## Task objective
Please write the listing below out again exactly, leaving every picture behind.

## Stored records
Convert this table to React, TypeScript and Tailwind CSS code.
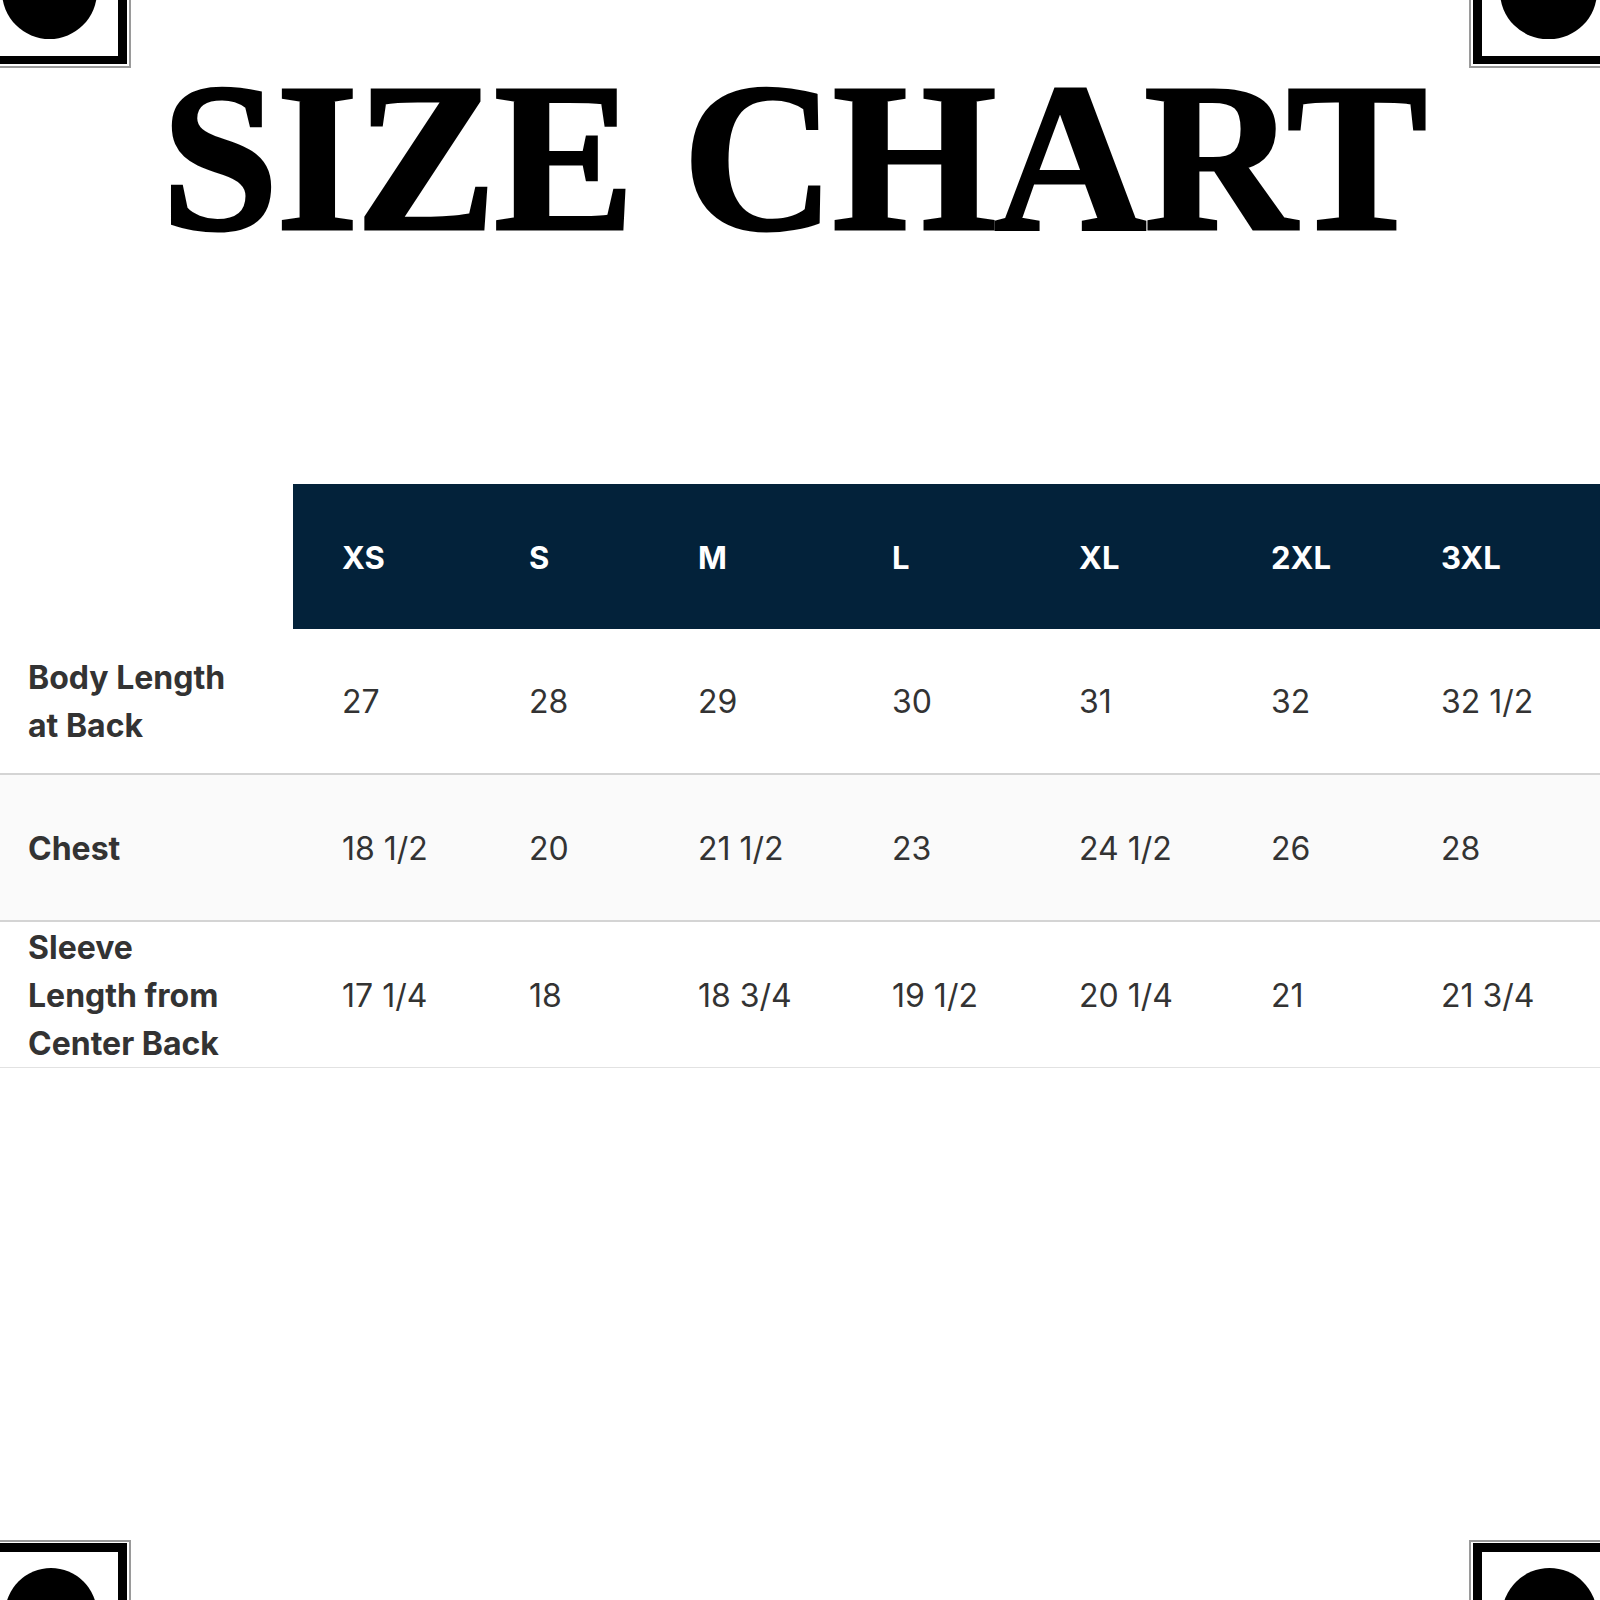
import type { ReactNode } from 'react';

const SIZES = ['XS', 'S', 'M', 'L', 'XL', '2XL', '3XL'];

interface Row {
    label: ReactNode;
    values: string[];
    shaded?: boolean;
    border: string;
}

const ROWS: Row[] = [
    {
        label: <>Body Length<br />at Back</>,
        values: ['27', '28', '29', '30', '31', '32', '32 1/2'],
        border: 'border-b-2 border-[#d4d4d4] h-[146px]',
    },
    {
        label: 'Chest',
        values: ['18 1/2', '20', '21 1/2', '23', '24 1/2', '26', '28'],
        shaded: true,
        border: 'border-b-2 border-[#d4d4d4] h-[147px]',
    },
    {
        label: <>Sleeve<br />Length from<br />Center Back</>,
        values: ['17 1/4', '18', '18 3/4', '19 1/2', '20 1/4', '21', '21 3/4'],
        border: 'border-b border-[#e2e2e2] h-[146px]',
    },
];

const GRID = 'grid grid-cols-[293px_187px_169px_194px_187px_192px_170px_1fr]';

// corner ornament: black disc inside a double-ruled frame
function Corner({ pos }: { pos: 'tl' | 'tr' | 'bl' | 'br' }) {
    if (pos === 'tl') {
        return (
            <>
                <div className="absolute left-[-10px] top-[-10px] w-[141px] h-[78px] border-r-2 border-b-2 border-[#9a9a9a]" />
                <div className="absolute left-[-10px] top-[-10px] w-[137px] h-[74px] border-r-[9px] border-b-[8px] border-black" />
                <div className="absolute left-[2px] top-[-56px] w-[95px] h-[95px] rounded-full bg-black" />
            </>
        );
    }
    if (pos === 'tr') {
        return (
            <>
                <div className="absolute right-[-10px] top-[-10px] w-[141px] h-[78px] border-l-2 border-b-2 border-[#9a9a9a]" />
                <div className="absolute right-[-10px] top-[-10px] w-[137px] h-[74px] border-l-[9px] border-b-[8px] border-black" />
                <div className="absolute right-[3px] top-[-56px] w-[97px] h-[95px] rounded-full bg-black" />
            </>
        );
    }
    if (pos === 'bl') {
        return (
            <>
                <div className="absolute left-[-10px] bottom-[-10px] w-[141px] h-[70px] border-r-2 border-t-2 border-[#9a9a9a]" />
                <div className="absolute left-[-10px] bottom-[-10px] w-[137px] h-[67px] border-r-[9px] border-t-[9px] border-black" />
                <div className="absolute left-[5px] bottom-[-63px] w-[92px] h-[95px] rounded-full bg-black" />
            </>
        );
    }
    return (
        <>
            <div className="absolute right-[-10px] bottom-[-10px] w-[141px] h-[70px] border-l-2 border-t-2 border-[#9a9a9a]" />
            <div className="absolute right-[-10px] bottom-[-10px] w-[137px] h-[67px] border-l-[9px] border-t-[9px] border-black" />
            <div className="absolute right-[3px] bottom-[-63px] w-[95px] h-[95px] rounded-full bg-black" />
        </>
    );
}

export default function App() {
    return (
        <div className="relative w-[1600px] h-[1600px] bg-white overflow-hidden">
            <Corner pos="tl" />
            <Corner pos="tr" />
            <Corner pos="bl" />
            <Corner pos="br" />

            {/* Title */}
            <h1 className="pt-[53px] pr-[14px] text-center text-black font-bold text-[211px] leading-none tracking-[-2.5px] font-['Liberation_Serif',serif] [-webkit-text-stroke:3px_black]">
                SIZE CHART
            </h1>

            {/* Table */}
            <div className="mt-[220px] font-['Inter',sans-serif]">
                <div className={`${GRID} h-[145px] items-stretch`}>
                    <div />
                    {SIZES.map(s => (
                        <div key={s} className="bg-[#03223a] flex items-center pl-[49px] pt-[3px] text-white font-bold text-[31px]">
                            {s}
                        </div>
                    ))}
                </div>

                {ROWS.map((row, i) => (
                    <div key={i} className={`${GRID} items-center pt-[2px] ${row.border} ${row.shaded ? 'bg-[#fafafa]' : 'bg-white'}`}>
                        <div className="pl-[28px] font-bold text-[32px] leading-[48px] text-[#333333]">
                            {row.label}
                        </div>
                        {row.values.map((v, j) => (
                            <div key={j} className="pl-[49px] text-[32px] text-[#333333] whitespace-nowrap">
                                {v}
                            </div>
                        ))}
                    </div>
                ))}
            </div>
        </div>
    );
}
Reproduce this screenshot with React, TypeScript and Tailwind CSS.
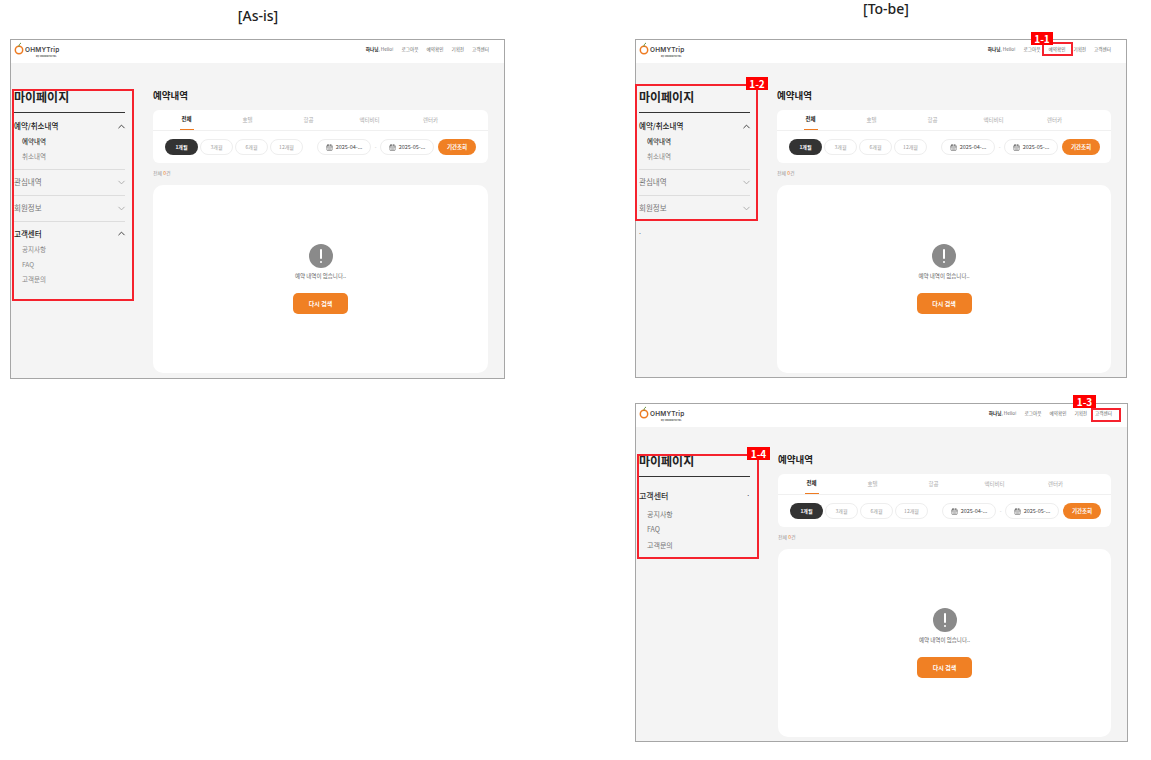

## Correct output
Convert this table to React, TypeScript and Tailwind CSS code.
import type { ReactNode } from 'react';

const SIZES = ['XS', 'S', 'M', 'L', 'XL', '2XL', '3XL'];

interface Row {
    label: ReactNode;
    values: string[];
    shaded?: boolean;
    border: string;
}

const ROWS: Row[] = [
    {
        label: <>Body Length<br />at Back</>,
        values: ['27', '28', '29', '30', '31', '32', '32 1/2'],
        border: 'border-b-2 border-[#d4d4d4] h-[146px]',
    },
    {
        label: 'Chest',
        values: ['18 1/2', '20', '21 1/2', '23', '24 1/2', '26', '28'],
        shaded: true,
        border: 'border-b-2 border-[#d4d4d4] h-[147px]',
    },
    {
        label: <>Sleeve<br />Length from<br />Center Back</>,
        values: ['17 1/4', '18', '18 3/4', '19 1/2', '20 1/4', '21', '21 3/4'],
        border: 'border-b border-[#e2e2e2] h-[146px]',
    },
];

const GRID = 'grid grid-cols-[293px_187px_169px_194px_187px_192px_170px_1fr]';

// corner ornament: black disc inside a double-ruled frame
function Corner({ pos }: { pos: 'tl' | 'tr' | 'bl' | 'br' }) {
    if (pos === 'tl') {
        return (
            <>
                <div className="absolute left-[-10px] top-[-10px] w-[141px] h-[78px] border-r-2 border-b-2 border-[#9a9a9a]" />
                <div className="absolute left-[-10px] top-[-10px] w-[137px] h-[74px] border-r-[9px] border-b-[8px] border-black" />
                <div className="absolute left-[2px] top-[-56px] w-[95px] h-[95px] rounded-full bg-black" />
            </>
        );
    }
    if (pos === 'tr') {
        return (
            <>
                <div className="absolute right-[-10px] top-[-10px] w-[141px] h-[78px] border-l-2 border-b-2 border-[#9a9a9a]" />
                <div className="absolute right-[-10px] top-[-10px] w-[137px] h-[74px] border-l-[9px] border-b-[8px] border-black" />
                <div className="absolute right-[3px] top-[-56px] w-[97px] h-[95px] rounded-full bg-black" />
            </>
        );
    }
    if (pos === 'bl') {
        return (
            <>
                <div className="absolute left-[-10px] bottom-[-10px] w-[141px] h-[70px] border-r-2 border-t-2 border-[#9a9a9a]" />
                <div className="absolute left-[-10px] bottom-[-10px] w-[137px] h-[67px] border-r-[9px] border-t-[9px] border-black" />
                <div className="absolute left-[5px] bottom-[-63px] w-[92px] h-[95px] rounded-full bg-black" />
            </>
        );
    }
    return (
        <>
            <div className="absolute right-[-10px] bottom-[-10px] w-[141px] h-[70px] border-l-2 border-t-2 border-[#9a9a9a]" />
            <div className="absolute right-[-10px] bottom-[-10px] w-[137px] h-[67px] border-l-[9px] border-t-[9px] border-black" />
            <div className="absolute right-[3px] bottom-[-63px] w-[95px] h-[95px] rounded-full bg-black" />
        </>
    );
}

export default function App() {
    return (
        <div className="relative w-[1600px] h-[1600px] bg-white overflow-hidden">
            <Corner pos="tl" />
            <Corner pos="tr" />
            <Corner pos="bl" />
            <Corner pos="br" />

            {/* Title */}
            <h1 className="pt-[53px] pr-[14px] text-center text-black font-bold text-[211px] leading-none tracking-[-2.5px] font-['Liberation_Serif',serif] [-webkit-text-stroke:3px_black]">
                SIZE CHART
            </h1>

            {/* Table */}
            <div className="mt-[220px] font-['Inter',sans-serif]">
                <div className={`${GRID} h-[145px] items-stretch`}>
                    <div />
                    {SIZES.map(s => (
                        <div key={s} className="bg-[#03223a] flex items-center pl-[49px] pt-[3px] text-white font-bold text-[31px]">
                            {s}
                        </div>
                    ))}
                </div>

                {ROWS.map((row, i) => (
                    <div key={i} className={`${GRID} items-center pt-[2px] ${row.border} ${row.shaded ? 'bg-[#fafafa]' : 'bg-white'}`}>
                        <div className="pl-[28px] font-bold text-[32px] leading-[48px] text-[#333333]">
                            {row.label}
                        </div>
                        {row.values.map((v, j) => (
                            <div key={j} className="pl-[49px] text-[32px] text-[#333333] whitespace-nowrap">
                                {v}
                            </div>
                        ))}
                    </div>
                ))}
            </div>
        </div>
    );
}
Reproduce this screenshot with React, TypeScript and Tailwind CSS.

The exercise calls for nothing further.